5 do's and don'ts for improving your job search

Looking for a job can be hard work, especially if you're already employed. With that in mind, being able to get as much out of a job search while putting in as little time as possible is an important balance to strike.

Fortunately, the following six do's and don'ts should help you nail down the best approach to your search and find something that works for you:

Do: Center on the job title you're looking for

Part of the problem with a job search these days is many companies have different titles for similar roles, according to Glassdoor. First, try applying to jobs that seem to have clear titles based on what you're looking for, and then branch out from there. Even if you don't find something that exactly matches the title you're looking for, it's always a good jumping-off point.

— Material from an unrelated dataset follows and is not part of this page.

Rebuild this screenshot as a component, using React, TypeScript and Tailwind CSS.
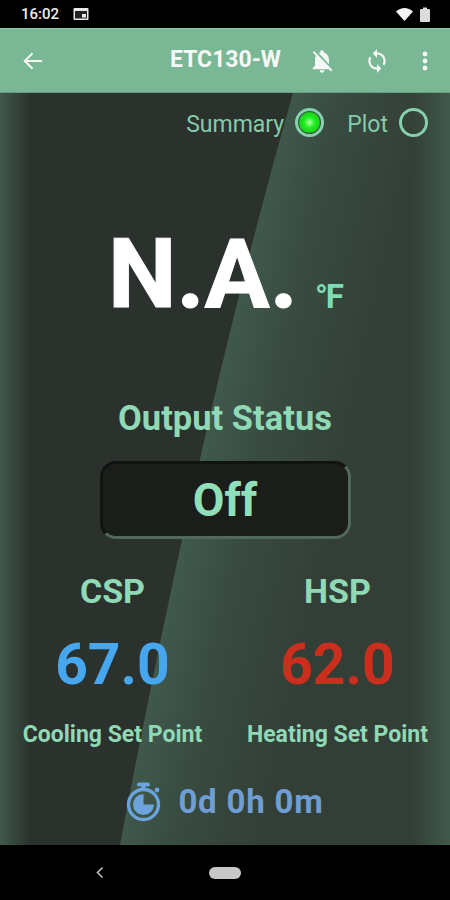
import React from "react";

const Mint = "text-[#8fd9b6]";

function Radio({ on }: { on?: boolean }) {
  return (
    <span className="w-[29px] h-[29px] rounded-full border-[3px] border-[#86d0ae] flex items-center justify-center">
      {on && <span className="w-[21px] h-[21px] rounded-full bg-[radial-gradient(circle,#b4ffb0_0%,#22ee22_35%,#0fb80f_100%)]" />}
    </span>
  );
}

function Background() {
  return (
    <svg className="absolute inset-0 w-full h-full" viewBox="0 0 450 752" preserveAspectRatio="none">
      <defs>
        <linearGradient id="sheen" gradientUnits="userSpaceOnUse" x1="200" y1="376" x2="340" y2="407">
          <stop offset="0" stopColor="#40594c" />
          <stop offset="0.35" stopColor="#394c41" />
          <stop offset="1" stopColor="#333f36" />
        </linearGradient>
        <linearGradient id="edgeL" x1="0" y1="0" x2="1" y2="0">
          <stop offset="0" stopColor="#40594c" />
          <stop offset="1" stopColor="#40594c" stopOpacity="0" />
        </linearGradient>
        <linearGradient id="edgeR" x1="1" y1="0" x2="0" y2="0">
          <stop offset="0" stopColor="#40594b" />
          <stop offset="1" stopColor="#40594b" stopOpacity="0" />
        </linearGradient>
      </defs>
      <rect width="450" height="752" fill="#2b322d" />
      <path d="M293 0 C222 250 168 500 120 752 L450 752 L450 0 Z" fill="url(#sheen)" />
      <rect width="30" height="752" fill="url(#edgeL)" />
      <rect x="412" width="38" height="752" fill="url(#edgeR)" />
    </svg>
  );
}

function Reading({ label, value, color, sub }: { label: string; value: string; color: string; sub: string }) {
  return (
    <div className="flex flex-col items-center w-[225px]">
      <div className={`text-[34px] leading-[36px] font-bold ${Mint}`}>{label}</div>
      <div className={`mt-[23px] text-[57px] leading-[66px] font-bold ${color}`}>{value}</div>
      <div className={`mt-[24px] text-[23px] leading-[26px] font-bold ${Mint}`}>{sub}</div>
    </div>
  );
}

export default function App() {
  return (
    <div className="w-[450px] h-[900px] flex flex-col bg-black font-['Roboto',sans-serif] overflow-hidden">
      {/* status bar */}
      <div className="h-[28px] bg-black flex items-center pl-[21px] pr-[20px] text-[#ececec]">
        <span className="text-[15px] font-medium">16:02</span>
        <svg className="ml-[14px]" width="16" height="14" viewBox="0 0 16 14">
          <rect x="0.5" y="1" width="15" height="12" rx="1" fill="#e8e8e8" />
          <rect x="2" y="4" width="12" height="7.5" fill="#222" />
          <rect x="9" y="7" width="4" height="3.5" fill="#e8e8e8" />
        </svg>
        <svg className="ml-auto" width="17" height="13" viewBox="0 0 17 13">
          <path d="M0 3.6 C5 -1.2 12 -1.2 17 3.6 L8.5 13 Z" fill="#f2f2f2" />
        </svg>
        <svg className="ml-[7px]" width="10" height="15" viewBox="0 0 10 15">
          <path d="M3 0.5 H7 V2 H9 A1 1 0 0 1 10 3 V14 A1 1 0 0 1 9 15 H1 A1 1 0 0 1 0 14 V3 A1 1 0 0 1 1 2 H3 Z" fill="#dcdcdc" />
        </svg>
      </div>

      {/* app bar */}
      <div className="h-[65px] bg-[#7ab795] border-b border-[#6c9d83] border-t border-t-[#8cc4a5] flex items-center text-white">
        <svg className="ml-[22px]" width="22" height="22" viewBox="0 0 24 24" fill="none" stroke="#f4f8f5" strokeWidth="2.2">
          <path d="M22 12 H3 M11.5 3.5 L3 12 L11.5 20.5" />
        </svg>
        <span className="ml-[126px] w-[111px] text-[23px] font-bold whitespace-nowrap text-[#f6f9f7]">ETC130-W</span>
        <svg className="ml-[27px]" width="28" height="28" viewBox="0 0 24 24" fill="#f4f8f5">
          <path d="M20 18.69L7.84 6.14 5.27 3.49 4 4.76l2.8 2.8v.01c-.52.99-.8 2.16-.8 3.42v5l-2 2v1h13.73l2 2L21 19.72l-1-1.03zM12 22c1.11 0 2-.89 2-2h-4c0 1.11.89 2 2 2zm6-7.32V11c0-3.08-1.64-5.64-4.5-6.32V4c0-.83-.67-1.5-1.5-1.5s-1.5.67-1.5 1.5v.68c-.15.03-.29.08-.42.12-.1.03-.2.07-.3.11h-.01c-.2.08-.4.17-.59.27-.01 0-.01 0-.02.01L18 14.68z" />
        </svg>
        <svg className="ml-[28px]" width="26" height="26" viewBox="0 0 24 24" fill="#f4f8f5">
          <path d="M12 4V1L8 5l4 4V6c3.31 0 6 2.69 6 6 0 1.01-.25 1.97-.7 2.8l1.46 1.46C19.54 15.03 20 13.57 20 12c0-4.42-3.58-8-8-8zm0 14c-3.31 0-6-2.69-6-6 0-1.01.25-1.97.7-2.8L5.24 7.74C4.46 8.97 4 10.43 4 12c0 4.42 3.58 8 8 8v3l4-4-4-4v3z" />
        </svg>
        <svg className="ml-[31px]" width="8" height="20" viewBox="0 0 8 20" fill="#f4f8f5">
          <circle cx="4" cy="3" r="2.4" />
          <circle cx="4" cy="10" r="2.4" />
          <circle cx="4" cy="17" r="2.4" />
        </svg>
      </div>

      {/* main */}
      <div className="relative h-[752px]">
        <Background />
        <div className="relative flex flex-col items-center h-full">
          <div className="self-end mr-[22px] mt-[14px] flex items-center h-[30px]">
            <span className="mt-[6px] text-[23px] text-[#85cba9]">Summary</span>
            <span className="ml-[11px]"><Radio on /></span>
            <span className="mt-[6px] ml-[23px] text-[23px] text-[#85cba9]">Plot</span>
            <span className="ml-[11px]"><Radio /></span>
          </div>

          <div className="mt-[82px] h-[110px] flex items-end w-full pl-[108px]">
            <span className="font-bold text-[97px] leading-[110px] text-white [-webkit-text-stroke:1px_white]">N.A.</span>
            <span className="ml-[17px] mb-[14px] font-bold text-[33px] leading-[36px] text-[#7fdcb4] tracking-[-2px]">°F</span>
          </div>

          <div className={`mt-[69px] text-[34.5px] leading-[40px] font-bold ${Mint}`}>Output Status</div>

          <div className="mt-[23px] w-[251px] h-[78px] rounded-[16px] bg-[#1b1d1a] border-t-[3px] border-l-[3px] border-t-[#111311] border-l-[#111311] border-b-[3px] border-r-[3px] border-b-[#51695b] border-r-[#51695b] flex items-center justify-center">
            <span className="text-[46px] font-bold text-[#90dfbb] leading-none -mt-[1px]">Off</span>
          </div>

          <div className="mt-[34px] flex w-[450px]">
            <Reading label="CSP" value="67.0" color="text-[#46a6ee]" sub="Cooling Set Point" />
            <Reading label="HSP" value="62.0" color="text-[#cc2e1e]" sub="Heating Set Point" />
          </div>

          <div className="mt-[34px] flex items-center">
            <svg width="36" height="40" viewBox="0 0 36 40" fill="none">
              <rect x="11" y="0.5" width="13" height="4" rx="2" fill="#6ba3dc" />
              <rect x="15.5" y="3" width="4" height="4" fill="#6ba3dc" />
              <circle cx="31" cy="8" r="2.4" fill="#6ba3dc" />
              <circle cx="17.5" cy="22.5" r="15" stroke="#6ba3dc" strokeWidth="3.4" />
              <path d="M17.5 12 A10.5 10.5 0 1 0 28 22.5 H17.5 Z" fill="#6ba3dc" />
            </svg>
            <span className="ml-[16px] text-[33px] leading-[40px] font-bold tracking-[0.8px] text-[#6f9ed4]">0d 0h 0m</span>
          </div>
        </div>
      </div>

      {/* nav */}
      <div className="flex-1 bg-black relative flex items-center justify-center">
        <div className="w-[32px] h-[12px] rounded-full bg-[#c8c8c8]" />
        <svg className="absolute left-[95px] top-[21px]" width="10" height="13" viewBox="0 0 10 13" fill="none" stroke="#bdbdbd" strokeWidth="1.6">
          <path d="M7.5 1.5 L2.5 6.5 L7.5 11.5" />
        </svg>
      </div>
    </div>
  );
}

Don't: Click around aimlessly

It's important to have a plan about not only the kind of job you want, but also why you want it and the kind of company you want to work for, Glassdoor added. Keeping these simple facts in mind will help you quickly and easily whittle down the number of positions you actually apply to, and find the ones you're really passionate about.

Do: Use the qualifications as a guideline, not a strict rule

Many people believe you shouldn't apply to jobs for which you don't meet all of the predetermined qualifications, according to the Forbes Coaches Council. However, hiring experts say businesses will usually be pretty flexible about this kind of thing unless the absolute perfect candidate for them comes along. Consequently, if there's a great job but you fall a few years short on experience or don't necessarily have the exact degree companies are looking for, you should apply anyway.

Don't: Devote hours on end to applying

The old saying that "looking for a job is a full-time job" really isn't the case anymore, the Forbes Coaches Council noted. If you're putting in 30 or 40 hours a week on your search, you're almost certainly working too hard. As a general rule, if you find a job you're interested in, you shouldn't spend more than an hour or two reformatting your resume and writing your cover letter. At some point, the extra time you put in won't make a big enough difference to maximize the value.

Do: Look at a number of sources

When you're trying to get a new job, your search can begin just about anywhere - but it certainly shouldn't end where it started, according to The Job Network. The more diverse the places you look for work, the more likely you will be to find a listing that really suits you, and helps you get on the path to success, not only in applying and interviewing, but even after you get the job.